세미나안내
[특별세미나]One-Shot Object Detection by Matching Anchor Features
Bio: Anton Osokin is currently a researcher at the Samsung lab, CS HSE, Moscow, Russia, where he works with the Bayesian Methods research group and teaches at CS HSE. He did both his undergrad and Ph.D. studies at the Department of Computational Mathematics and Cybernetics (CMC) at Lomonosov Moscow State University, Russia, under the supervision of Dmitry Vetrov. In 2014, he departed to France to work with Simon Lacoste-Julien and Francis Bach as a member of the SIERRA project-team (machine learning) at INRIA/École Normale Supérieure in Paris. In 2016, he moved next door to the WILLOW project-team (computer vision) to work with Ivan Laptev. In 2017, he moved back to Moscow to join CS HSE. His research interest lies in the fields of machine learning, discrete optimization, and computer vision. Most of all, he likes when knowledge accumulated in different areas comes together and resonates. His current projects are mostly concentrated around structured-output prediction: practical methods using deep learning and theoretical understanding of specific challenges of structured prediction.

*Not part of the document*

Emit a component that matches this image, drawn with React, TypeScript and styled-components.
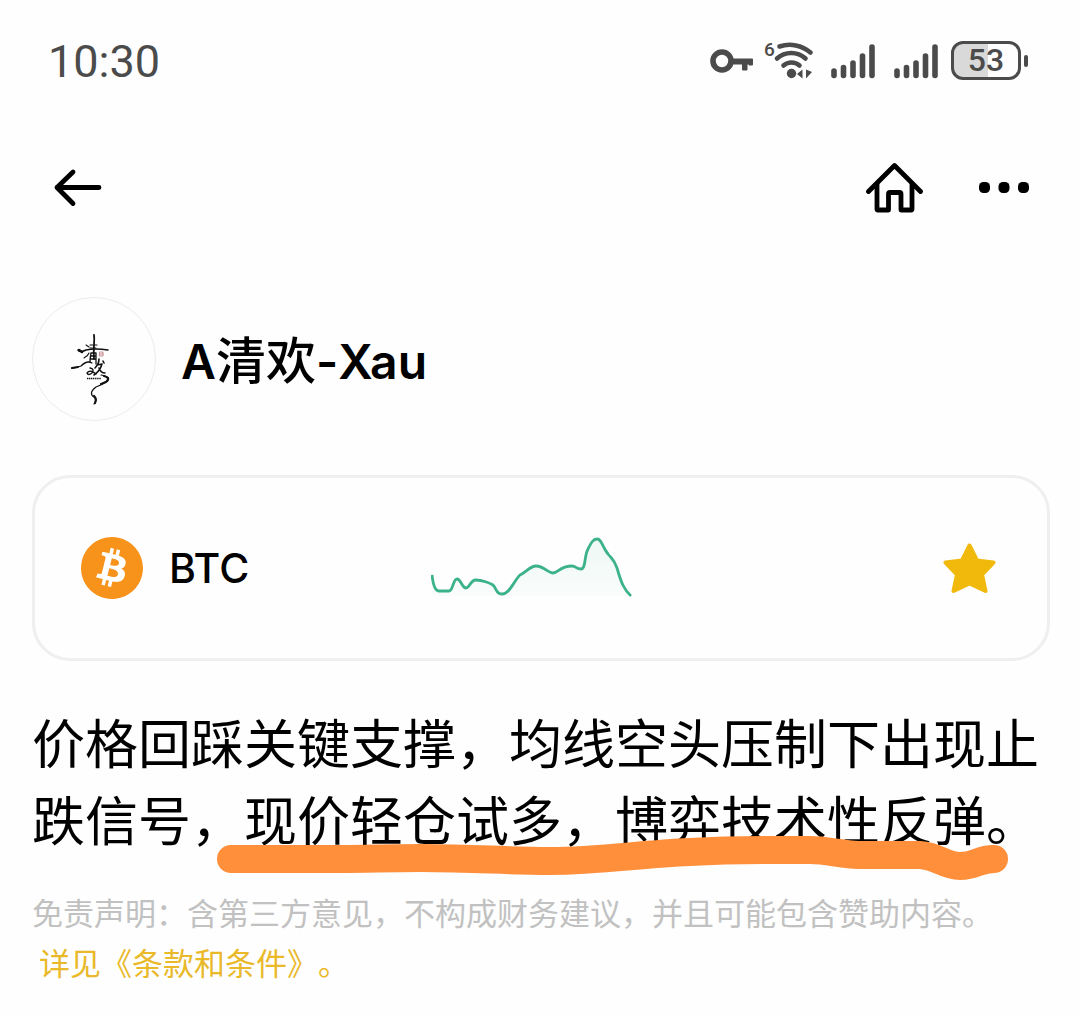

Abstract: In this paper, we consider the task of one-shot object detection, which consists in detecting objects defined by a single demonstration. Differently from the standard object detection systems, the classes of objects used for training and the classes of objects used for testing do not overlap. Our model is based on matching local features instead of global representations. We use dense correlation matching to find correspondences, a feed-forward geometric transformation model to align features and bilinear resampling of the correlation tensor to compute the detection score of the aligned features. All the components are differentiable, which allows end-to-end training. Experimental evaluation on the challenging task of retail product detection shows that our method can detect unseen classes (e.g., toothpaste, when trained on other types of retail products) and outperforms a strong baseline by a large margin.